The BBC launches a six-month fact-finding mission to pinpoint the biggest barriers to speed and responsiveness, blending hard data with raw grassroots intel, and harnessing the power of AI to accelerate and improve sense-making. This could encompass efforts like…

  • A "Red Tape Rodeo" that crowdsources examples of the most head-bangingly pointless rules. Employees submit everything from 10-tab Excel templates to bans on holiday decorations in the office. Includes prizes for flagging the most egregious examples of bureaucratic lunacy.
  • A "Speed Bump Dashboard" that captures all the niggling paperwork and approvals that slow work to a crawl. Every time an employee hears "let me sync with Procurement first" or "we need signoff from 3 VPs", they log the delay. These "Time Taxes" are aggregated to quantify the organizational Slowness Quotient.
  • A "Process MRI" that takes a real customer request like a product enhancement and tracks it through the system to identify every point where it gets blocked, delayed, or watered down by the bureaucracy. The elapsed time and number of touches is visualized in a Gantt chart of woe. A "Touch-to-Task Ratio" captures the number of approvals per actual deliverable.
  • A "Methodology Maze" that catalogues the hundreds of processes, frameworks and taxonomies in use across the company. It estimates the training hours to gain proficiency in each, and graphs perceived usefulness over time.
  • A "Meeting Meter" that analyzes calendar metadata to calculate the aggregate person-hours spent in recurring sessions, estimating the salary cost of each.

Armed with these insights, the BBC sifts through the data to identify the most pervasive and problematic bureaucratic blockages that cut across the organization. They then spend the next three to six months working hand-in-hand with subject matter experts to trace the history and underlying logic of the most vexing rules, approval processes, mandatory procedures, and compliance requirements. The goal is three-fold: First, to zero-in on the glaring excesses that can be safely eliminated without putting the business at risk. Second, to clearly identify the non-negotiable constraints that cannot be changed due to legal, regulatory, or other immovable factors. And third, to creatively reimagine the remaining controls in a way that achieves the original intent, but with an alternative approach that is radically streamlined and friendly to agility and innovation.

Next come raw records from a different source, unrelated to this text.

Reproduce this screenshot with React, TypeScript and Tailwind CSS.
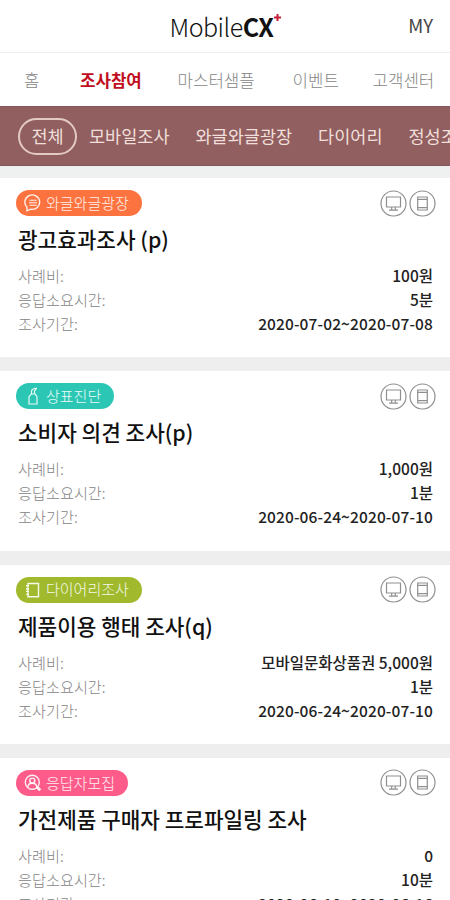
import React from "react";

type Kind = "talk" | "brand" | "diary" | "recruit";

interface Survey {
  kind: Kind;
  tag: string;
  color: string;
  width: string;
  title: string;
  fee: string;
  time: string;
  period: string;
}

const surveys: Survey[] = [
  { kind: "talk", tag: "와글와글광장", color: "bg-[#fd7340]", width: "w-[126px]", title: "광고효과조사 (p)", fee: "100원", time: "5분", period: "2020-07-02~2020-07-08" },
  { kind: "brand", tag: "상표진단", color: "bg-[#2bc7b4]", width: "w-[98px]", title: "소비자 의견 조사(p)", fee: "1,000원", time: "1분", period: "2020-06-24~2020-07-10" },
  { kind: "diary", tag: "다이어리조사", color: "bg-[#a1b92c]", width: "w-[126px]", title: "제품이용 행태 조사(q)", fee: "모바일문화상품권 5,000원", time: "1분", period: "2020-06-24~2020-07-10" },
  { kind: "recruit", tag: "응답자모집", color: "bg-[#fd5b89]", width: "w-[112px]", title: "가전제품 구매자 프로파일링 조사", fee: "0", time: "10분", period: "2020-06-10~2020-06-16" },
];

function TagIcon({ kind }: { kind: Kind }) {
  return (
    <svg className="h-[18px] w-[18px] shrink-0" viewBox="0 0 18 18" fill="none" stroke="#fff" strokeOpacity=".9" strokeWidth="1.4">
      {kind === "talk" && (
        <>
          <path d="M3 16.8V13.2A7.4 7.2 0 1 1 6.8 15.2Z" />
          <path d="M5.5 6.2h7.2M5 8.7h8.2M5.5 11.2h7.2" strokeWidth="1.1" />
        </>
      )}
      {kind === "brand" && (
        <path d="M5 17V9.7L7.3 7h3.8L13 9.7V17ZM7.5 6.8V4Q8 1.800 12.800 1.200M10.500 6.800V3.800L12.800 1.200" strokeWidth="1.2" />
      )}
      {kind === "diary" && <path d="M4 2.500h10.500v13.200H4ZM2 4.800h3M2 8h3M2 10.400h3M2 13.400h3" />}
      {kind === "recruit" && (
        <>
          <circle cx="8.3" cy="8.3" r="7" />
          <circle cx="8.3" cy="6.6" r="2.5" />
          <path d="M3.8 13c.5-5 8.500-5 9 0" />
          <path d="m13 13 3.200 3.200" strokeWidth="3" />
        </>
      )}
    </svg>
  );
}

function DeviceIcons() {
  return (
    <div className="flex gap-[2px]">
      <svg className="h-[27px] w-[27px]" viewBox="0 0 27 27" fill="none" stroke="#8f8f8f" strokeWidth="1.2">
        <circle cx="13.5" cy="13.5" r="12.5" />
        <path d="M6.5 7h14v10h-14ZM11.700 17v2.800M15.300 17v2.800M9 20.200h9" />
      </svg>
      <svg className="h-[27px] w-[27px]" viewBox="0 0 27 27" fill="none" stroke="#8f8f8f" strokeWidth="1.2">
        <circle cx="13.5" cy="13.5" r="12.5" />
        <path d="M8.700 7h9.600v13H8.700ZM8.700 9.300h9.600M8.700 17.700h9.600" />
      </svg>
    </div>
  );
}

function Row({ label, value, tracking = "" }: { label: string; value: string; tracking?: string }) {
  return (
    <div className="flex h-6 items-center justify-between leading-6">
      <span className="text-[15.2px] font-light text-[#848484]">{label}</span>
      <span className={`text-[15.5px] font-medium text-[#222] ${tracking}`}>{value}</span>
    </div>
  );
}

function Card({ s }: { s: Survey }) {
  return (
    <section className="h-[193.3px] shrink-0 border-b-[14px] border-[#eee] bg-white pt-[12px] pr-[17px] pl-[18px]">
      <div className="-mr-[3px] -ml-[2px] flex h-[26px] items-center justify-between">
        <div className={`flex h-[26px] items-center gap-[4px] rounded-full pl-[8px] text-[15px] font-light text-white/90 ${s.color} ${s.width}`}>
          <TagIcon kind={s.kind} />
          <span className="whitespace-nowrap">{s.tag}</span>
        </div>
        <DeviceIcons />
      </div>
      <h2 className="mt-[8px] mb-[9px] text-[21.3px] leading-[30px] font-medium whitespace-nowrap text-[#111]">{s.title}</h2>
      <Row label="사례비:" value={s.fee} />
      <Row label="응답소요시간:" value={s.time} />
      <Row label="조사기간:" value={s.period} tracking="tracking-[0.12px]" />
    </section>
  );
}

export default function App() {
  return (
    <div className="flex h-[900px] w-[450px] flex-col overflow-hidden bg-white font-['Noto_Sans_CJK_KR',sans-serif]">
      <header className="grid h-[53px] shrink-0 grid-cols-[1fr_auto_1fr] items-center border-b border-[#eee]">
        <span />
        <div className="flex items-center text-[25px] leading-none tracking-[-0.5px] text-[#111]">
          <span className="font-light">Mobile</span>
          <span className="font-bold">CX</span>
          <svg className="mb-[18px] h-[7px] w-[7px]" viewBox="0 0 7 7" stroke="#c41e3a" strokeWidth="2">
            <path d="M3.5 0v7M0 3.5h7" />
          </svg>
        </div>
        <span className="pr-[17px] text-right text-[18.5px] text-[#444]">MY</span>
      </header>
      <nav className="flex h-[53px] shrink-0 items-center pt-[3px] pl-[24px] text-[16.8px] font-light whitespace-nowrap text-[#858585]">
        <span className="w-[56px]">홈</span>
        <span className="w-[97.5px] font-bold text-[#c00d20]">조사참여</span>
        <span className="w-[115px]">마스터샘플</span>
        <span className="w-[80px]">이벤트</span>
        <span>고객센터</span>
      </nav>
      <div className="flex h-[60px] shrink-0 items-center gap-[26px] border-t border-b border-[#855656] bg-[#915f5f] pl-[18px] text-[17.5px] whitespace-nowrap text-[#f0dfdb]">
        <span className="-mr-[14px] flex h-[37px] w-[59px] shrink-0 items-center justify-center rounded-full border-2 border-[#e3cac2]">전체</span>
        <span className="shrink-0">모바일조사</span>
        <span className="shrink-0">와글와글광장</span>
        <span className="shrink-0">다이어리</span>
        <span className="shrink-0">정성조사</span>
      </div>
      <div className="h-[12px] shrink-0 bg-[#eff0f0]" />
      {surveys.map((s) => (
        <Card key={s.tag} s={s} />
      ))}
    </div>
  );
}
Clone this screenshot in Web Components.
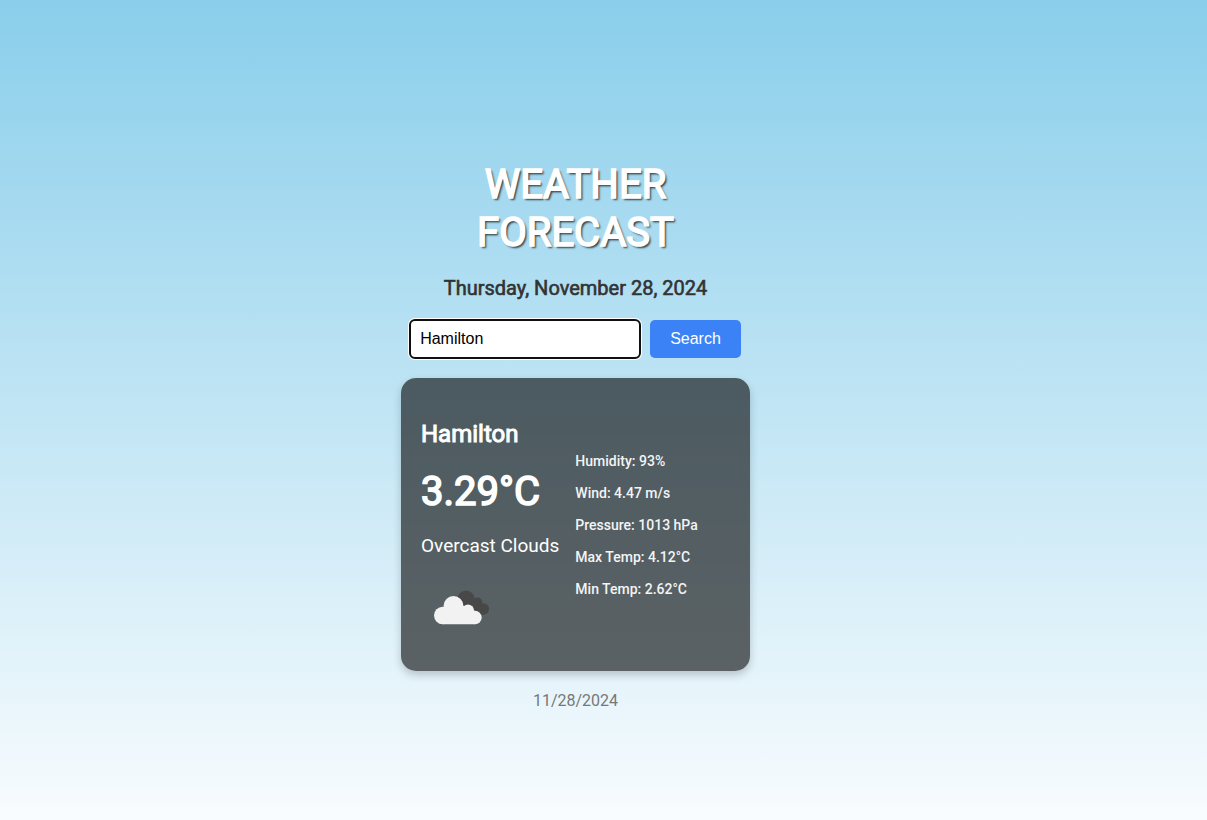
<!DOCTYPE html>
<html lang="en">
<head>
<meta charset="utf-8">
<meta name="viewport" content="width=device-width, initial-scale=1">
<title>Weather Forecast</title>
<style>
  html { height: 100%; }
  body {
    margin: 0;
    min-height: 100%;
    background: linear-gradient(to bottom, #8aceeb, #f8fcfe);
    font-family: Roboto, Arial, sans-serif;
    color: #333;
  }
</style>
</head>
<body>
<weather-app>
  <weather-search slot="search" city="Hamilton"></weather-search>
  <weather-card slot="card">
    <span slot="city">Hamilton</span>
    <span slot="temperature">3.29°C</span>
    <span slot="description">Overcast Clouds</span>
    <cloud-icon slot="icon"></cloud-icon>
    <weather-detail slot="details" label="Humidity">93%</weather-detail>
    <weather-detail slot="details" label="Wind">4.47 m/s</weather-detail>
    <weather-detail slot="details" label="Pressure">1013 hPa</weather-detail>
    <weather-detail slot="details" label="Max Temp">4.12°C</weather-detail>
    <weather-detail slot="details" label="Min Temp">2.62°C</weather-detail>
  </weather-card>
  <span slot="footer">11/28/2024</span>
</weather-app>
<script>
class BaseElement extends HTMLElement {
  constructor() {
    super();
    this.attachShadow({ mode: "open" }).innerHTML = this.constructor.markup;
  }
}

customElements.define("cloud-icon", class extends BaseElement {
  static markup = `
    <style>
      :host { display: block; width: 80px; height: 80px; }
      svg { display: block; width: 100%; height: 100%; }
    </style>
    <svg viewBox="0 0 80 80" role="img" aria-label="Overcast clouds">
      <g fill="#484848">
        <circle cx="45" cy="28" r="8.6"/>
        <circle cx="56.5" cy="31.5" r="5"/>
        <circle cx="62.5" cy="38" r="5.7"/>
        <path d="M42 28h15l5 15.700H48z"/>
      </g>
      <g fill="#f2f2f2">
        <circle cx="21.700" cy="44.500" r="8.700"/>
        <circle cx="32.500" cy="35" r="10"/>
        <circle cx="47" cy="39.500" r="6"/>
        <circle cx="54" cy="46.500" r="6.700"/>
        <path d="M21.700 53.200h32.300V40l-8-5H30l-9 8z"/>
      </g>
    </svg>`;
});

customElements.define("weather-detail", class extends BaseElement {
  static markup = `
    <style>
      :host { display: block; font-size: 14px; line-height: 16px; font-weight: 500; color: #f4f4f4; }
      p { margin: 0; }
    </style>
    <p><span id="label"></span>: <slot></slot></p>`;
  connectedCallback() {
    this.shadowRoot.getElementById("label").textContent = this.getAttribute("label");
  }
});

customElements.define("weather-card", class extends BaseElement {
  static markup = `
    <style>
      :host {
        display: flex;
        align-items: center;
        gap: 16px;
        padding: 20px;
        border-radius: 15px;
        background: rgba(0, 0, 0, 0.6);
        box-shadow: 0 4px 8px rgba(0, 0, 0, 0.2);
        color: #fff;
      }
      .summary { flex: none; }
      h2, p { margin: 0; }
      h2, .temperature { font-weight: 400; -webkit-text-stroke: 0.04em currentColor; }
      h2 { margin-top: 20px; font-size: 24px; line-height: 32px; }
      .temperature { margin-top: 16px; font-size: 40px; line-height: 52px; }
      .description { margin-top: 16px; font-size: 19px; line-height: 24px; font-weight: 400; color: #fff; }
      .icon { margin-top: 13px; }
      .details { flex: 1; display: flex; flex-direction: column; gap: 16px; }
    </style>
    <div class="summary">
      <h2><slot name="city"></slot></h2>
      <p class="temperature"><slot name="temperature"></slot></p>
      <p class="description"><slot name="description"></slot></p>
      <div class="icon"><slot name="icon"></slot></div>
    </div>
    <div class="details"><slot name="details"></slot></div>`;
});

customElements.define("weather-search", class extends BaseElement {
  static markup = `
    <style>
      :host { display: block; }
      form { display: flex; justify-content: center; gap: 10px; }
      label { display: flex; }
      input, button {
        box-sizing: border-box;
        height: 38px;
        margin: 0;
        border: 0;
        border-radius: 5px;
        font: 16px "Liberation Sans", Arial, sans-serif;
      }
      input {
        width: 230px;
        padding: 0 10px;
        background: #fff;
        color: #000;
        outline: 2px solid #101010;
        outline-offset: -1px;
        box-shadow: 0 0 0 2px #fff;
      }
      button { padding: 0 20px; background: #3b82f6; color: #fff; cursor: pointer; }
    </style>
    <form>
      <label><input type="text" aria-label="City"></label>
      <button type="submit">Search</button>
    </form>`;
  connectedCallback() {
    this.shadowRoot.querySelector("input").value = this.getAttribute("city");
    this.shadowRoot.querySelector("form").addEventListener("submit", e => e.preventDefault());
  }
});

customElements.define("weather-app", class extends BaseElement {
  static markup = `
    <style>
      :host { display: block; padding: 161px 56px 100px 0; }
      main { width: 100%; max-width: 349px; margin: 0 auto; text-align: center; }
      h1, .date { font-weight: 400; -webkit-text-stroke: 0.03em currentColor; }
      h1 {
        margin: 0;
        padding: 0 60px;
        font-size: 40px;
        line-height: 48px;
        -webkit-text-stroke-width: 0.04em;
        text-transform: uppercase;
        color: #fff;
        text-shadow: 2px 2px 2px rgba(0, 0, 0, 0.7);
      }
      .date { margin: 19px 0 20px; font-size: 20px; line-height: 24px; }
      .card { margin-top: 20px; text-align: left; }
      footer { margin-top: 20px; font-size: 16px; line-height: 20px; color: #777; }
    </style>
    <main>
      <h1>Weather Forecast</h1>
      <p class="date">Thursday, November 28, 2024</p>
      <slot name="search"></slot>
      <div class="card"><slot name="card"></slot></div>
      <footer><slot name="footer"></slot></footer>
    </main>`;
});
</script>
</body>
</html>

The BBC then develops a comprehensive package of bureaucracy-busting reforms. Picture, for instance, suggestions like:

  1. Radically Simplify Policies and Increase Autonomy:
  • A "One Policy Page" rule prohibiting any internal policy from exceeding a single page, with a maximum of 7 bullet points. Anything longer automatically sunsets in 6 months. Simplicity is the ultimate sophistication.
  • Replacing primary sign-offs and approvals with "Process Passports" - employees are pre-authorized to execute certain decision flows without additional permission. The BBC identifies the 20 highest-frequency workflows where control can be safely pushed to the edge.
  • Eliminating any rule that requires employees to get permission for judgment calls that don't expose the company to material risk. If it can't result in ethics breaches, regulatory violations or brand damage, it doesn't get an approval tollbooth.

2. Streamline Core Processes:

  • Replacing granular line-item budgets with flexible "Opportunity Funds" that let teams quickly reallocate dollars to the highest-impact areas. Category-level limits are adjusted based on real-time needs, not yearly entitlements.
  • Radically streamlining the hiring process, replacing the gauntlet of multiple sequential interviews and endless panel debates with a "2-Thumbs-Up" approach. Two trusted colleagues give the green light, and the recruiter handles the rest. The goal is to slash time-to-hire by 75%.
  • Liberating teams to issue their own purchase orders, without approval from centralized procurement. The catch? All expenses are transparently published for everyone to see. Peer accountability and the power of transparency keep spending in check, without the red tape.

3. Drastically Reduce Low-Value Work & Compliance:

  • Instituting a "5 Slide Rule" for all non-Quarterly Business Review decks. By constraining presentations to 5 well-structured slides, the BBC forces radical simplification and shifts the focus to real discussion vs. regurgitation. All existing decks are put on a 5-slide diet, no exceptions.
  • Instituting a "Pick One To Prune" challenge - for every new process, taxonomy or review committee added, the owner must eliminate one of equal heft. An "Organization Closet Cleanout" sheds the deadwood in bulk.
  • All managers must allocate one day per month to serving customers directly in the field. No substitutes, no excuses. A "Frontline Feedback" system has them log the dumbest obstacles they encounter in delivering value. This input shapes each leader's personal targets.

The Moment of Truth

The ultimate test of leadership's commitment to real reform comes when the BBC blueprint is put to a vote by the organization’s leadership team. During an executive session, live streamed to the entire company, the full slate of bureaucracy-busting proposals is presented for a simple up-or-down decision. No backroom deals, no last-minute carve-outs. This all-or-nothing approach is deliberately designed to be a forcing function. It puts leaders' feet to the fire, making it impossible to shrink from the tough trade-offs required to unshackle the organization. Backing the blueprint means publicly committing to a new way of working. Rejecting it means openly defending the status quo. There's no room for half-measures or hedging.


I can imagine some executives feeling apprehensive at this point. "We're not prepared for such a drastic shift," or "It's too risky." These concerns are understandable. But consider the alternative risk: the risk of not changing fast enough. The risk of allowing your organization to slowly calcify, while more nimble competitors seize the future. The risk of watching your best talent walk out the door, frustrated by the barriers to making a real impact.

Yes, bold initiatives like a Bureaucracy Busting Commission require courage. But in my experience, it's a courage that pays off tenfold. Leaders who embrace this approach often find that by letting go of the illusion of control, they gain something far more powerful: an organization that is agile, creative, and filled with passion. In other words, an organization with a fundamental competitive advantage.